### WRITTEN EXERCISE
Identify every line containing the word "components" and reproduce each one.
══ DATA SECTION ══
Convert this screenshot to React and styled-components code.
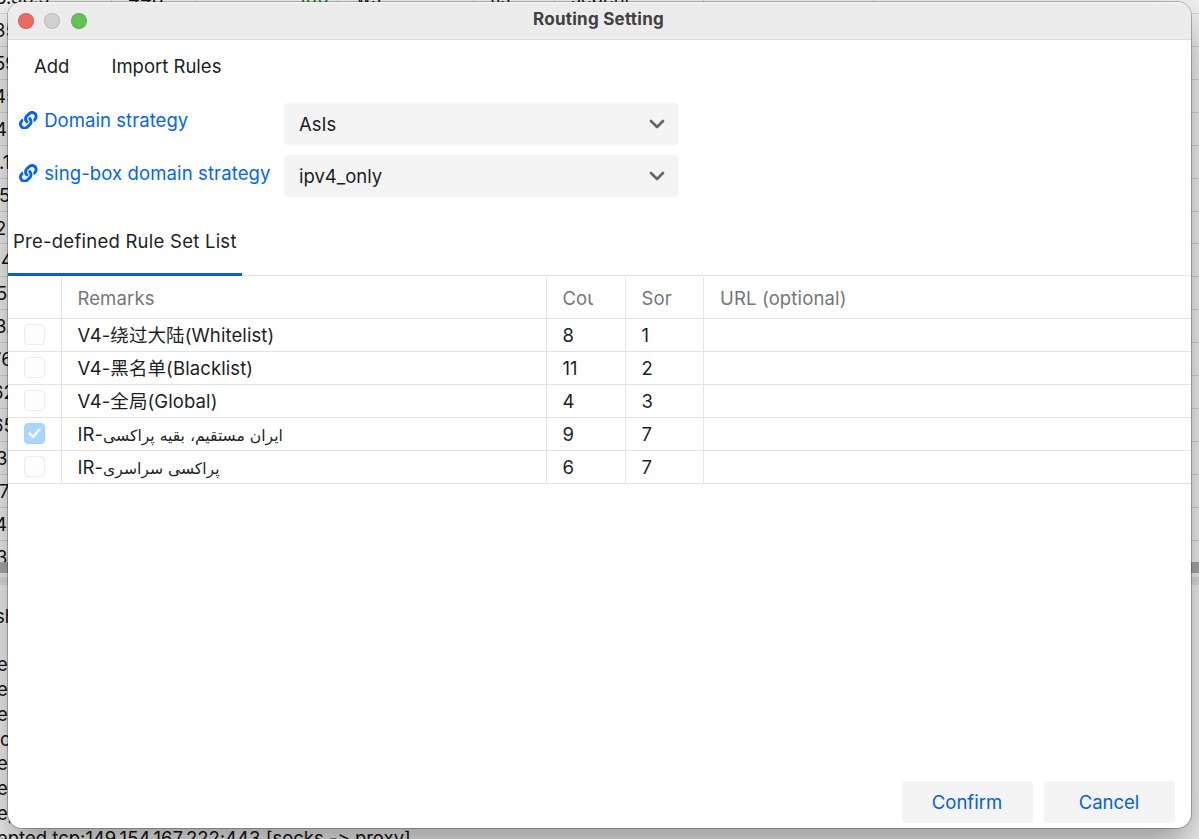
import React from 'react'
import styled, { createGlobalStyle } from 'styled-components'
import { FaLink } from 'react-icons/fa'

const GlobalStyle = createGlobalStyle`
  * {
    box-sizing: border-box;
  }
  body {
    margin: 0;
    overflow: hidden;
    font-family: Inter, 'Noto Sans CJK SC', 'DejaVu Sans', sans-serif;
    font-size: 18.5px;
    font-feature-settings: 'calt' 0;
    color: #1c1f23;
  }
`;

const Desktop = styled.div`
  position: relative;
  width: 1199px;
  height: 839px;
  overflow: hidden;
  background: #f2f2f2;
`;

const ServerTable = styled.div`
  display: flex;
  flex-direction: column;
  height: 562px;
  overflow: hidden;
`;

const ServerRow = styled.div`
  flex: none;
  height: 32.93px;
  border-bottom: 1px solid #d6d6d6;
  line-height: 33px;
  white-space: nowrap;
  color: #111;
`;

const FirstRow = styled(ServerRow)`
  display: grid;
  grid-template-columns: 112px 84px 142px 136px 81px 149px 170px;
  grid-template-rows: 13px;
  height: 14px;
  line-height: 30px;
`;

const FirstCell = styled.span`
  display: flex;
  align-items: flex-end;
  height: 13px;
  padding: 0 0 1.5px ${p => p.$left ?? 16}px;
  border-right: 1px solid #d6d6d6;
  color: ${p => p.$green ? '#008a00' : '#111'};
`;

const Peek = styled.span`
  display: block;
  margin-left: ${p => p.$x}px;
`;

const ScrollBar = styled.div`
  height: 11px;
  background: #aaa;
`;

const Splitter = styled.div`
  height: 8px;
  margin-top: 4px;
  background: #e0e0e0;
`;

const Log = styled.div`
  padding-top: 19px;
  line-height: 24.8px;
  white-space: nowrap;
  color: #111;
`;

const LogGap = styled.div`
  height: 23.5px;
`;

const Window = styled.div`
  position: absolute;
  left: 8px;
  top: 2px;
  width: 1183px;
  height: 826px;
  display: flex;
  flex-direction: column;
  overflow: hidden;
  border-radius: 14px;
  background: #fff;
  box-shadow: 0 0 0 1px rgba(0, 0, 0, 0.25), 0 18px 40px rgba(0, 0, 0, 0.38);
`;

const TitleBar = styled.div`
  display: grid;
  grid-template-columns: 1fr auto 1fr;
  align-items: center;
  flex: none;
  height: 38px;
  border-bottom: 1px solid #dcdcdc;
  border-top: 1px solid #f8f8f8;
  background: #ececec;
`;

const Lights = styled.div`
  display: flex;
  gap: 10.4px;
  padding-left: 10px;
`;

const Light = styled.span`
  width: 16px;
  height: 16px;
  border-radius: 50%;
  border: 1px solid rgba(0, 0, 0, 0.1);
  background: ${p => p.$color};
`;

const Title = styled.h1`
  margin: 0;
  padding: 0 2px 4px 0;
  font-size: 17px;
  font-weight: 700;
  letter-spacing: 0.25px;
  color: #404040;
`;

const Menu = styled.div`
  display: flex;
  gap: 42px;
  flex: none;
  height: 51px;
  padding-left: 26px;
  line-height: 53px;
`;

const Settings = styled.div`
  display: grid;
  grid-template-columns: 264.4px 394px;
  row-gap: 10.5px;
  flex: none;
  padding: 12px 0 0 11.2px;
`;

const SettingLink = styled.a`
  display: flex;
  align-items: center;
  gap: 6.4px;
  height: ${p => p.$tall ? '35px' : '33.6px'};
  color: #0064fa;
  letter-spacing: ${p => p.$tall ? '0.12px' : '0.06px'};
  white-space: nowrap;

  svg {
    flex: none;
  }
`;

const Combo = styled.div`
  display: flex;
  align-items: center;
  justify-content: space-between;
  height: 41.8px;
  padding: 0 13px 0 15.4px;
  border-radius: 4px;
  background: #f4f4f4;
`;

const Tabs = styled.div`
  display: flex;
  flex: none;
  height: 78px;
  margin-top: 0.9px;
  border-bottom: 1px solid #e4e4e4;
`;

const Tab = styled.div`
  display: flex;
  align-items: center;
  width: 234px;
  height: 78px;
  padding: 12px 0 0 5px;
  border-bottom: 3px solid #0062d6;
  letter-spacing: 0.25px;
  white-space: nowrap;
`;

const Row = styled.div`
  display: grid;
  grid-template-columns: 54px 485px 79px 78px 1fr;
  flex: none;
  height: 33px;
  border-bottom: 1px solid #e4e4e4;
`;

const HeadRow = styled(Row)`
  height: 43px;
  padding-top: 1px;
  color: #74767a;
  letter-spacing: 0.15px;
`;

const Cell = styled.div`
  display: flex;
  align-items: center;
  min-width: 0;
  padding: 0 ${p => p.$right || 16}px 0 15.4px;
  border-right: 1px solid #e4e4e4;
  white-space: nowrap;

  &:last-child {
    padding-left: 16px;
    border-right: 0;
  }
`;

const CheckCell = styled(Cell)`
  padding: 0 0 0 16px;
`;

const Clip = styled.span`
  overflow: hidden;
  padding-top: 1px;
`;

const Remark = styled.span`
  letter-spacing: 0.1px;
  padding-bottom: ${p => p.$raised ? '2px' : '0'};
`;

const Persian = styled.span`
  font-family: 'DejaVu Sans', sans-serif;
  font-size: 15.6px;
  letter-spacing: 0;
`;

const Check = styled.span`
  display: flex;
  align-items: center;
  justify-content: center;
  flex: none;
  width: 21px;
  height: 21px;
  border-radius: 4px;
  border: 1px solid ${p => p.$on ? '#a6d3fc' : '#ececec'};
  background: ${p => p.$on ? '#a9d6fe' : '#fdfdfd'};
`;

const Footer = styled.div`
  display: flex;
  justify-content: flex-end;
  gap: 11px;
  margin-top: auto;
  padding: 0 16px 5px;
`;

const Button = styled.button`
  width: 131px;
  height: 42px;
  padding: 0 1px 0 0;
  border: 0;
  border-radius: 4px;
  background: #f4f4f4;
  color: #0062d6;
  font: inherit;
`;

const servers = [
  ['35', -6], ['59', -6], ['45', -6], ['4', -5], ['.1', -1], ['5', -1], ['2', -5], ['4', 1],
  ['5', -4], ['3.', -5], ['76', -9], ['62', -8], ['65', -8], ['3', -4], ['7', -1], ['4', -5], ['3', -4],
]

const logs = [['e', -3], ['e', -3], ['ep', -3], ['c', 0], ['ec', -3], ['ec', -3], ['e,', -3]]

const rules = [
  { name: 'V4-绕过大陆(Whitelist)', count: 8, sort: 1 },
  { name: 'V4-黑名单(Blacklist)', count: 11, sort: 2 },
  { name: 'V4-全局(Global)', count: 4, sort: 3 },
  { name: 'IR-', persian: 'ایران مستقیم، بقیه پراکسی', count: 9, sort: 7, on: true },
  { name: 'IR-', persian: 'پراکسی سراسری', count: 6, sort: 7 },
]

function Select({ value }) {
  return (
    <Combo>
      {value}
      <svg width="16" height="10" viewBox="0 0 16 10" fill="none" stroke="#666" strokeWidth="2.7" strokeLinecap="round" strokeLinejoin="round">
        <path d="M2 2l6 6 6-6" />
      </svg>
    </Combo>
  )
}

function Background() {
  return (
    <>
      <ServerTable>
        <FirstRow>
          <FirstCell $left={0}><Peek $x={-5}>8.36.5</Peek></FirstCell>
          <FirstCell>448</FirstCell>
          <FirstCell $green $left={102}>100</FirstCell>
          <FirstCell $left={18}>ws</FirstCell>
          <FirstCell>tls</FirstCell>
          <FirstCell>sepehr</FirstCell>
          <FirstCell />
        </FirstRow>
        {servers.map(([text, x], i) => (
          <ServerRow key={i}><Peek $x={x}>{text}</Peek></ServerRow>
        ))}
      </ServerTable>
      <ScrollBar />
      <Splitter />
      <Log>
        <Peek $x={-5}>sh</Peek>
        <LogGap />
        {logs.map(([text, x], i) => <Peek key={i} $x={x}>{text}</Peek>)}
        <Peek $x={-3}>epted tcp:149.154.167.222:443 [socks -&gt; proxy]</Peek>
      </Log>
    </>
  )
}

function App() {
  return (
    <Desktop>
      <GlobalStyle />
      <Background />
      <Window>
        <TitleBar>
          <Lights>
            <Light $color="#ed6a5e" />
            <Light $color="#d1d1d1" />
            <Light $color="#61c454" />
          </Lights>
          <Title>Routing Setting</Title>
        </TitleBar>
        <Menu>
          <span>Add</span>
          <span>Import Rules</span>
        </Menu>
        <Settings>
          <SettingLink><FaLink size={18.6} />Domain strategy</SettingLink>
          <Select value="AsIs" />
          <SettingLink $tall><FaLink size={18.6} />sing-box domain strategy</SettingLink>
          <Select value="ipv4_only" />
        </Settings>
        <Tabs>
          <Tab>Pre-defined Rule Set List</Tab>
        </Tabs>
        <HeadRow>
          <Cell />
          <Cell><Clip>Remarks</Clip></Cell>
          <Cell $right={32}><Clip>Count</Clip></Cell>
          <Cell $right={31}><Clip>Sort</Clip></Cell>
          <Cell><Clip>URL (optional)</Clip></Cell>
        </HeadRow>
        {rules.map((rule, i) => (
          <Row key={i}>
            <CheckCell>
              <Check $on={rule.on}>
                {rule.on && (
                  <svg width="13" height="11" viewBox="0 0 13 11" fill="none" stroke="#fff" strokeWidth="2.4" strokeLinecap="round" strokeLinejoin="round">
                    <path d="M1.5 5.5l3.5 3.5 6.3-7.5" />
                  </svg>
                )}
              </Check>
            </CheckCell>
            <Cell>
              <Remark $raised={!rule.persian}>
                {rule.name}{rule.persian && <Persian>{rule.persian}</Persian>}
              </Remark>
            </Cell>
            <Cell>{rule.count}</Cell>
            <Cell>{rule.sort}</Cell>
            <Cell />
          </Row>
        ))}
        <Footer>
          <Button>Confirm</Button>
          <Button>Cancel</Button>
        </Footer>
      </Window>
    </Desktop>
  )
}

export default App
═══
### SOLVED EXERCISE
Convert this screenshot to React and styled-components code.
import styled, { createGlobalStyle } from 'styled-components'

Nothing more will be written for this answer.